本格的な桜シーズンが過ぎても、春の穏やかな暖かさが続き、まさにお出かけ日和な気候がうれしい季節です。観光シーズンになり、海外から日本にやってくる観光客もさらに増えてきます。人気の東京に並び、海外からの観光客が多いのはやはり京都ですが、最近では観光シーズンにもなれば、京都や大阪の宿確保も難しくなってきています。
そんな中、京都で注目を集めているのが「京町家」の存在。古都京都らしさを感じさせる京町家とは一体どんなものなのでしょうか?
京町家とはどんな建物?
京町家とは、「1950(昭和25)年以前に伝統的木造軸組工法で建てられた木造家屋」と京都市によって定義されています。京都の人々の間では、「職」と「住」の場が一体となった家屋のことを、京町家とも呼んでいました。
京町家が建ち並ぶ地域はとても細い道の間に、家同士が密接にくっついているのが特徴。そのため間口は狭く、奥に長い間取りのため「うなぎの寝床」と例えられていたほど。ただ、狭い場所でありながらも、職と住を充実させるための知恵が京町家には詰め込まれていました。
例えば、京町家の特徴である「格子」。町家によって格子の形や様式は異なります。酒屋ならば樽を当てても平気な太い格子、炭屋ならば炭粉が外に飛ばないよう隙間の狭い格子……など、格子だけとってもこまやかな造りが京町家ならではです。
生まれ変わる京町家
江戸時代から今にいたるまで京都の象徴として残り続ける京町家。しかし、古くから残る木造建築であることからも、その老朽化がネックとなっています。この20年間で、なんと4000軒以上の京町家が失われているというのです。これは京都の文化が失われているともいえる切実な問題です。

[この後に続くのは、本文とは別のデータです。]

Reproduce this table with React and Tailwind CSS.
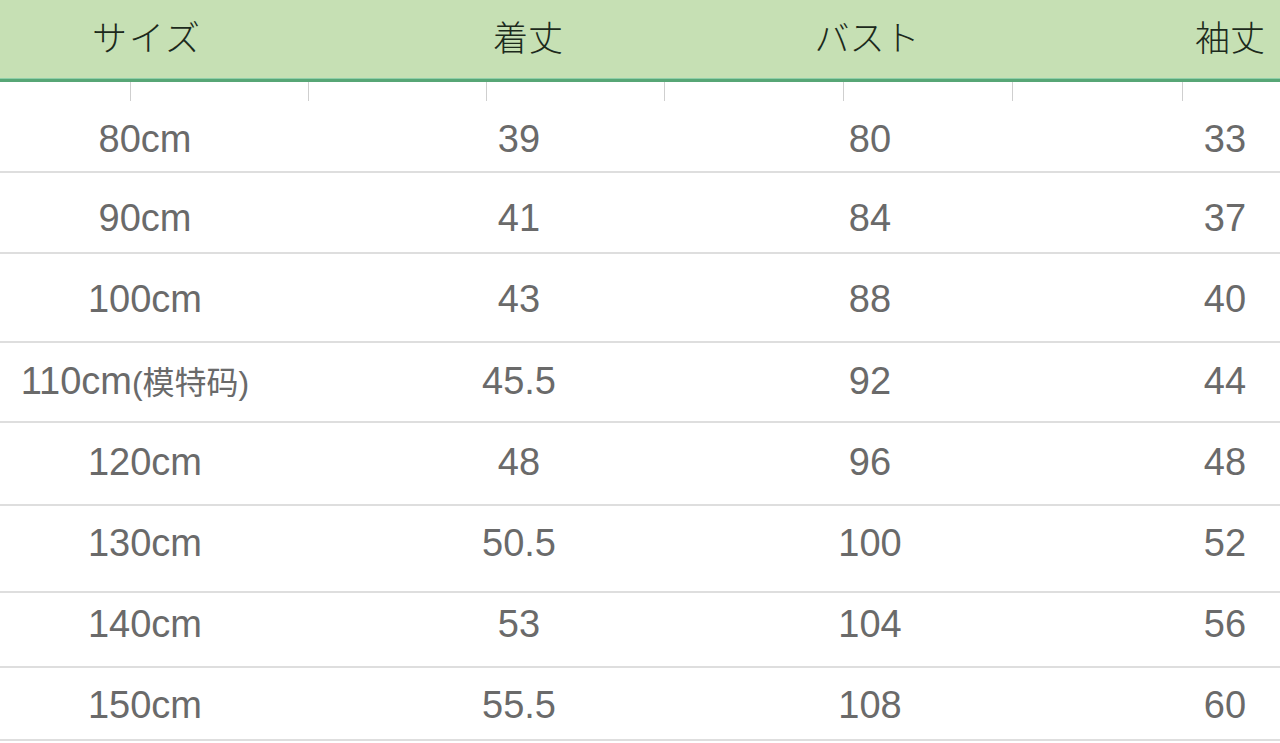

そんな京町家の危機的状況を変えようと注目されているのが「リノベーション」という考え方。後継者がいないため引き継げなくなった京町家がたくさんあります。それでも、水まわりなどを新しくして、外観は京町家の風情を残し、宿として再生させるなどといった活用方法が見直されています。
京町家の宿が人気のワケ
かつて住居として使われていた京町家ですから、京都らしい趣を感じられる外観は残しつつ、中の設備を現代的にするという工夫が、過ごしやすい宿として人気の要因でしょう。さらに、京町家丸ごと1軒を貸しきれる宿もあり、小さいお子さん連れの家族には、ニーズが高い宿となっています。普通の宿のように隣の部屋に他の宿泊客がいるため、子どもの声が迷惑になるのでは……といった心配ごとが解消されるからです。
また、京町家の宿は場所によっては、かなりリーズナブルな価格設定をしているところも多いです。そのため、連泊で利用したい海外からの観光客も増えているのだとか。他のホテルでは味わえない美しい日本の「和」が感じられる場所ですから、海外の人々からも好かれるのは納得ですね。
――こまやかな建築様式の代表ともいえる京町家。京都の人々としても残しておきたい風景であることは間違いないでしょう。今と昔の融合によって、新しい京町家の魅力が広がることを願います。